インポートする書式記述文の字間値がドローで定義する書式定義ファイルの文字の間隔に当てはまらない場合は,次の図に示すように,1文字ずつ単独のオブジェクトに変換し,元の字間値に応じてそれぞれの位置を設定します。

図2‒9 1文字ずつ単独の項目に変換する場合

[図データ]

書式定義ファイルでの再定義では,1文字ずつのオブジェクトを調整する必要があります。

(5) 文字属性名の関連づけ

(a) 文字の関連づけ

ユーザが登録した文字属性名の関連づけが優先されます。ユーザが登録した文字属性名と関連づけられない場合は,標準提供の文字属性名と関連づけるようにします。

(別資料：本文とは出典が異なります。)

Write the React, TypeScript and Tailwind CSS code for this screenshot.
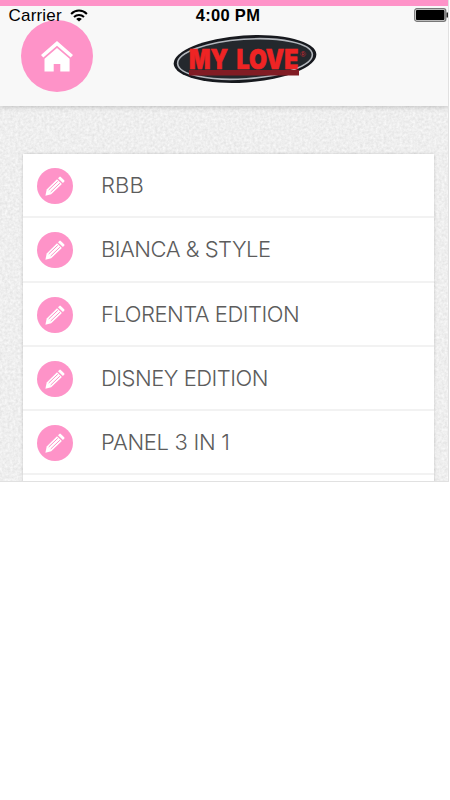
import React from 'react';

const items = ['RBB', 'BIANCA & STYLE', 'FLORENTA EDITION', 'DISNEY EDITION', 'PANEL 3 IN 1'];

const tracking: Record<string, string> = {
  'RBB': 'tracking-[0.1px]',
  'BIANCA & STYLE': 'tracking-[-0.5px]',
  'FLORENTA EDITION': 'tracking-[-0.5px]',
  'DISNEY EDITION': 'tracking-[-0.5px]',
  'PANEL 3 IN 1': 'tracking-[-0.3px]',
};

function WifiIcon() {
  return (
    <svg width="18" height="13" viewBox="0 0 18 13" fill="none" stroke="#000" strokeWidth="2">
      <path d="M1.1 5C5.6 .4 12.4 .4 16.9 5" />
      <path d="M4 8C6.9 5.2 11.1 5.2 14 8" />
      <path d="M9 12.6L6.2 9.9Q9 7.5 11.8 9.9Z" fill="#000" stroke="none" />
    </svg>
  );
}

function BatteryIcon() {
  return (
    <svg width="34" height="14" viewBox="0 0 34 14">
      <rect x=".75" y=".75" width="31" height="12.5" rx="2" fill="#fff" stroke="#777" strokeWidth="1.3" />
      <rect x="2" y="2" width="28.5" height="10" rx=".8" fill="#000" />
      <path d="M32.5 4.5H34V9.5H32.5Z" fill="#222" />
    </svg>
  );
}

function StatusBar() {
  return (
    <div className="absolute inset-x-0 top-[6px] z-10 grid h-[18px] grid-cols-3 items-center text-[17px] leading-[18px] text-black">
      <div className="flex h-[18px] items-center gap-[8px] pl-[8.5px]">
        <span className="pt-px tracking-[0.2px]">Carrier</span>
        <WifiIcon />
      </div>
      <span className="h-[18px] pl-[8px] text-center text-[16.5px] font-bold tracking-[0.3px]">4:00 PM</span>
      <div className="flex h-[18px] items-center justify-end">
        <BatteryIcon />
      </div>
    </div>
  );
}

function HomeIcon() {
  return (
    <svg width="32" height="31" viewBox="0 0 32 31" fill="#fff">
      <path d="M16 0L32 14L29.7 16.6L16 4.8L2.3 16.6L0 14Z" />
      <path d="M16 7L28.6 17.8V30.5H19.3V23H12.7V30.5H3.5V17.8Z" />
    </svg>
  );
}

function PencilIcon() {
  return (
    <svg width="20" height="20" viewBox="0 0 20 20">
      <g fill="#fff">
        <path d="M14.3 .9Q15 .2 15.8 .9L19.2 4.3Q19.9 5 19.2 5.8L17.9 7L13 2.2Z" />
        <path d="M12 3.2L16.9 8L6.2 18.2L.4 19.7L1.7 13.4Z" />
      </g>
      <path d="M3.7 14L12.8 5.3M5.7 16L14.9 7.2" stroke="#fe93c8" strokeWidth="1" />
    </svg>
  );
}

function Logo() {
  return (
    <svg width="146" height="52" viewBox="0 0 146 52">
      <g transform="rotate(-4 73 26)">
        <ellipse cx="73" cy="26" rx="71.5" ry="23.5" fill="#17191e" />
        <ellipse cx="73" cy="26" rx="67.5" ry="19.8" fill="#24282d" stroke="#b3b7bd" strokeWidth="1.6" />
      </g>
      <path d="M17 37H127V42.5H17Z" fill="#811c24" />
      <g fill="#ef2424" stroke="#ef2424" strokeWidth=".6" className="font-['Inter',sans-serif] text-[27px] font-black">
        <text x="17" y="35.5" textLength="39" lengthAdjust="spacingAndGlyphs">MY</text>
        <text x="64.5" y="35.5" textLength="62" lengthAdjust="spacingAndGlyphs">LOVE</text>
      </g>
      <text x="128" y="23.5" fill="#cf2630" className="text-[8px]">®</text>
    </svg>
  );
}

function PaperTexture() {
  return (
    <svg className="absolute inset-0 h-full w-full" aria-hidden="true">
      <filter id="paper" x="0" y="0" width="100%" height="100%" colorInterpolationFilters="sRGB">
        <feTurbulence type="fractalNoise" baseFrequency="0.38" numOctaves="2" seed="4" />
        <feColorMatrix values="0.12 0 0 0 0.875  0.12 0 0 0 0.875  0.12 0 0 0 0.875  0 0 0 0 1" />
      </filter>
      <rect width="100%" height="100%" filter="url(#paper)" />
    </svg>
  );
}

export default function App() {
  return (
    <div className="h-[800px] w-[450px] overflow-hidden bg-white font-['Liberation_Sans',Arial,sans-serif]">
      <div className="relative h-[482px] w-[449px] overflow-hidden border-r border-b border-[#e1e1e1] bg-[#ececec]">
        <PaperTexture />
        <StatusBar />
        <header className="relative flex h-[106px] items-start border-t-[6px] border-[#fe93c8] bg-[#f8f8f8] pl-[21px] shadow-[0_1px_5px_rgba(0,0,0,0.2)]">
          <div className="mt-[14px] flex h-[72px] w-[72px] items-center justify-center rounded-full bg-[#fe93c8]">
            <HomeIcon />
          </div>
          <div className="mt-[27px] ml-[79px]">
            <Logo />
          </div>
        </header>
        <main className="relative pt-[48px] pr-[14px] pl-[23px]">
          <ul className="h-[340px] bg-white shadow-[0_0_3px_rgba(0,0,0,0.18)]">
            {items.map((item) => (
              <li key={item} className="flex h-[64.3px] items-center border-b-2 border-[#f2f2f2] pt-[2px] pl-[14px]">
                <span className="flex h-[36px] w-[36px] shrink-0 items-center justify-center rounded-full bg-[#fe93c8]">
                  <PencilIcon />
                </span>
                <span className={`ml-[28px] pb-[2px] font-['Inter',sans-serif] text-[22px] leading-[30px] font-light whitespace-nowrap text-[#5c5c5c] ${tracking[item]}`}>
                  {item}
                </span>
              </li>
            ))}
          </ul>
        </main>
      </div>
    </div>
  );
}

(b) CHAR文での文字属性が関連づけられていない場合

書体は明朝,大きさは9ポイントとして変換されます。

(c) 均等文字配置,両端ぞろえ文字配置(ADJUST文,LAY文)での文字属性が関連づけられていない場合

縦のボディサイズの値によって,次の表に示すように文字属性を決定します。

表2‒33 ボディサイズによる文字属性の決定

縦ボディサイズ

書体

大きさ

1〜23

明朝

5ポイント

24〜31

明朝

7ポイント

32〜39

明朝

9ポイント

40〜47

明朝

12ポイント

48以上

明朝

14ポイント

(6) 繰り返し

FOG2 E2の繰り返し定義は,インポート時に,繰り返し回数分のオブジェクトに分割された形で変換されます。

(7) ドットパターン

ドットパターンによるグラフィックは,インポート時に固定グラフィックに変換されます。ただし,任意の網掛けについては,「2.6.2(8) 網掛け種別」を参照してください。

(8) 網掛け種別

網掛け種別の変換規則を次の表に示します。

表2‒34 網掛け種別の変換規則

書式記述文の指定値

説明

インポート後の網掛け種別

1

ユーザ任意

表2-35参照

4

濃い

濃い網掛け

6

中間

標準網掛け

8

薄い

薄い網掛け

ユーザ任意指定時の網掛け種別の変換規則を次の表に示します。

表2‒35 網掛け種別の変換規則(ユーザ任意指定の場合)

項番

パターン

決定する種別

パターン

決定する種別

1

[図データ]

標準右下

[図データ]

標準左下

2

[図データ]

標準縦線

[図データ]

標準横線

3

[図データ]

標準格子

8×8の範囲に21個以下の点

薄い網掛け

4

8×8の範囲に42個以下の点

標準網掛け

8×8の範囲に43個以下の点

濃い網掛け

したがって,書式記述文でユーザ任意の網掛けを使用していたときに,Windowsにインポートしたあとも同じ網掛けに変換されるのは,標準右下,標準左下,標準縦線,標準横線,および標準格子の場合だけです。